-- Start of Dataset content --

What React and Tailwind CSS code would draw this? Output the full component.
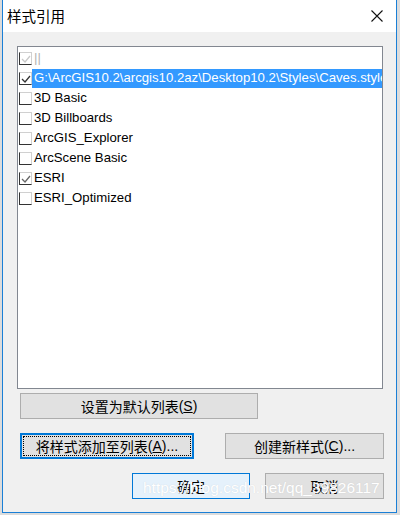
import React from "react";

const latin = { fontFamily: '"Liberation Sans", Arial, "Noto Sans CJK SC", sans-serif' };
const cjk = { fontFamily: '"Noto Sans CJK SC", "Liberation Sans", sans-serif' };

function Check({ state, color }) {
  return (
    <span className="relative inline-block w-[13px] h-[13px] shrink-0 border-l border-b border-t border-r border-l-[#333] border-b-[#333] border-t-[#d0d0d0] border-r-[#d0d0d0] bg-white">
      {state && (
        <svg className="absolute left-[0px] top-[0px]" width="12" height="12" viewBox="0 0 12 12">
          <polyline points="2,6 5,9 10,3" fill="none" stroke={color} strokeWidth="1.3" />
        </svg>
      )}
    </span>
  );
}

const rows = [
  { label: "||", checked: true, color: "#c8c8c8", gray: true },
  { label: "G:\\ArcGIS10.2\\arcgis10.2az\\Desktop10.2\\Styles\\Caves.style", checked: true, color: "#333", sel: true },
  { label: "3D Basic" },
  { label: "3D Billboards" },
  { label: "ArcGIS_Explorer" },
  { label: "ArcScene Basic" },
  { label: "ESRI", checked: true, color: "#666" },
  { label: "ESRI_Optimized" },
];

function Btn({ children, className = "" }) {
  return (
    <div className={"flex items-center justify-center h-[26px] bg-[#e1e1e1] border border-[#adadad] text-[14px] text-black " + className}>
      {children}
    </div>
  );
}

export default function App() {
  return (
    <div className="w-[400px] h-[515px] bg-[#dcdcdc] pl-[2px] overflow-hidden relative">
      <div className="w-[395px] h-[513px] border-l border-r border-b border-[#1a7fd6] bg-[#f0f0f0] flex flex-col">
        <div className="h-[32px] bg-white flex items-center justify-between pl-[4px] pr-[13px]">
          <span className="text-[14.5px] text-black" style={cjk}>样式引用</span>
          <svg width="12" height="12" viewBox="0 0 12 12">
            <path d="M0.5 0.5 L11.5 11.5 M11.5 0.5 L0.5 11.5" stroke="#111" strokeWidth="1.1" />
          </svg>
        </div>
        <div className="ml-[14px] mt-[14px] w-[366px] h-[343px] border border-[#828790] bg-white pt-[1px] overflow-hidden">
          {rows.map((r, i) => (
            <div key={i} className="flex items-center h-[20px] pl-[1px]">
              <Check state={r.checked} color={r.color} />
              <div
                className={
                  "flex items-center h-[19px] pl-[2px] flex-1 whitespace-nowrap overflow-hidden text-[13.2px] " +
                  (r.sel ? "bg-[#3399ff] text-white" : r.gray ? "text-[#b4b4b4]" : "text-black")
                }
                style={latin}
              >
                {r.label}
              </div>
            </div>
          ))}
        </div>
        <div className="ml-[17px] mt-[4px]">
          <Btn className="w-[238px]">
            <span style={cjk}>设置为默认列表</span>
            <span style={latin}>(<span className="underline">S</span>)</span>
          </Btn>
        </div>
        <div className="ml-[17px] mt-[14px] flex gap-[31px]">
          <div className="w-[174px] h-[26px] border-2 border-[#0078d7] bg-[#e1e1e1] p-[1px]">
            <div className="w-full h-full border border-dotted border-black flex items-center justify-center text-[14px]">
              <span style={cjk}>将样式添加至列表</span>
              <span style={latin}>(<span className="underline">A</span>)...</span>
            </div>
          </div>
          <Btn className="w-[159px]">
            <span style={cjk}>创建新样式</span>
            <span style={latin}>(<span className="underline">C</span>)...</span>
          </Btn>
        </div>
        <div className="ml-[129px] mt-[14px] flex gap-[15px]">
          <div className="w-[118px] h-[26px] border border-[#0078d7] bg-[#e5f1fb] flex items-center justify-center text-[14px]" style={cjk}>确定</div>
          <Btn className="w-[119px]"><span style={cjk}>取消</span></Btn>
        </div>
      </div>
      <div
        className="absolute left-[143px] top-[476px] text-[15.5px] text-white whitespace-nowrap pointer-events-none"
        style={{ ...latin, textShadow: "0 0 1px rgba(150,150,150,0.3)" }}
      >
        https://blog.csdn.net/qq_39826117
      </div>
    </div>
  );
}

-- End of Dataset content --

Written problem | Leave every image out, and retype the material exactly.

Solution to this task |
What React and Tailwind CSS code would draw this? Output the full component.
import React from "react";

const latin = { fontFamily: '"Liberation Sans", Arial, "Noto Sans CJK SC", sans-serif' };
const cjk = { fontFamily: '"Noto Sans CJK SC", "Liberation Sans", sans-serif' };

function Check({ state, color }) {
  return (
    <span className="relative inline-block w-[13px] h-[13px] shrink-0 border-l border-b border-t border-r border-l-[#333] border-b-[#333] border-t-[#d0d0d0] border-r-[#d0d0d0] bg-white">
      {state && (
        <svg className="absolute left-[0px] top-[0px]" width="12" height="12" viewBox="0 0 12 12">
          <polyline points="2,6 5,9 10,3" fill="none" stroke={color} strokeWidth="1.3" />
        </svg>
      )}
    </span>
  );
}

const rows = [
  { label: "||", checked: true, color: "#c8c8c8", gray: true },
  { label: "G:\\ArcGIS10.2\\arcgis10.2az\\Desktop10.2\\Styles\\Caves.style", checked: true, color: "#333", sel: true },
  { label: "3D Basic" },
  { label: "3D Billboards" },
  { label: "ArcGIS_Explorer" },
  { label: "ArcScene Basic" },
  { label: "ESRI", checked: true, color: "#666" },
  { label: "ESRI_Optimized" },
];

function Btn({ children, className = "" }) {
  return (
    <div className={"flex items-center justify-center h-[26px] bg-[#e1e1e1] border border-[#adadad] text-[14px] text-black " + className}>
      {children}
    </div>
  );
}

export default function App() {
  return (
    <div className="w-[400px] h-[515px] bg-[#dcdcdc] pl-[2px] overflow-hidden relative">
      <div className="w-[395px] h-[513px] border-l border-r border-b border-[#1a7fd6] bg-[#f0f0f0] flex flex-col">
        <div className="h-[32px] bg-white flex items-center justify-between pl-[4px] pr-[13px]">
          <span className="text-[14.5px] text-black" style={cjk}>样式引用</span>
          <svg width="12" height="12" viewBox="0 0 12 12">
            <path d="M0.5 0.5 L11.5 11.5 M11.5 0.5 L0.5 11.5" stroke="#111" strokeWidth="1.1" />
          </svg>
        </div>
        <div className="ml-[14px] mt-[14px] w-[366px] h-[343px] border border-[#828790] bg-white pt-[1px] overflow-hidden">
          {rows.map((r, i) => (
            <div key={i} className="flex items-center h-[20px] pl-[1px]">
              <Check state={r.checked} color={r.color} />
              <div
                className={
                  "flex items-center h-[19px] pl-[2px] flex-1 whitespace-nowrap overflow-hidden text-[13.2px] " +
                  (r.sel ? "bg-[#3399ff] text-white" : r.gray ? "text-[#b4b4b4]" : "text-black")
                }
                style={latin}
              >
                {r.label}
              </div>
            </div>
          ))}
        </div>
        <div className="ml-[17px] mt-[4px]">
          <Btn className="w-[238px]">
            <span style={cjk}>设置为默认列表</span>
            <span style={latin}>(<span className="underline">S</span>)</span>
          </Btn>
        </div>
        <div className="ml-[17px] mt-[14px] flex gap-[31px]">
          <div className="w-[174px] h-[26px] border-2 border-[#0078d7] bg-[#e1e1e1] p-[1px]">
            <div className="w-full h-full border border-dotted border-black flex items-center justify-center text-[14px]">
              <span style={cjk}>将样式添加至列表</span>
              <span style={latin}>(<span className="underline">A</span>)...</span>
            </div>
          </div>
          <Btn className="w-[159px]">
            <span style={cjk}>创建新样式</span>
            <span style={latin}>(<span className="underline">C</span>)...</span>
          </Btn>
        </div>
        <div className="ml-[129px] mt-[14px] flex gap-[15px]">
          <div className="w-[118px] h-[26px] border border-[#0078d7] bg-[#e5f1fb] flex items-center justify-center text-[14px]" style={cjk}>确定</div>
          <Btn className="w-[119px]"><span style={cjk}>取消</span></Btn>
        </div>
      </div>
      <div
        className="absolute left-[143px] top-[476px] text-[15.5px] text-white whitespace-nowrap pointer-events-none"
        style={{ ...latin, textShadow: "0 0 1px rgba(150,150,150,0.3)" }}
      >
        https://blog.csdn.net/qq_39826117
      </div>
    </div>
  );
}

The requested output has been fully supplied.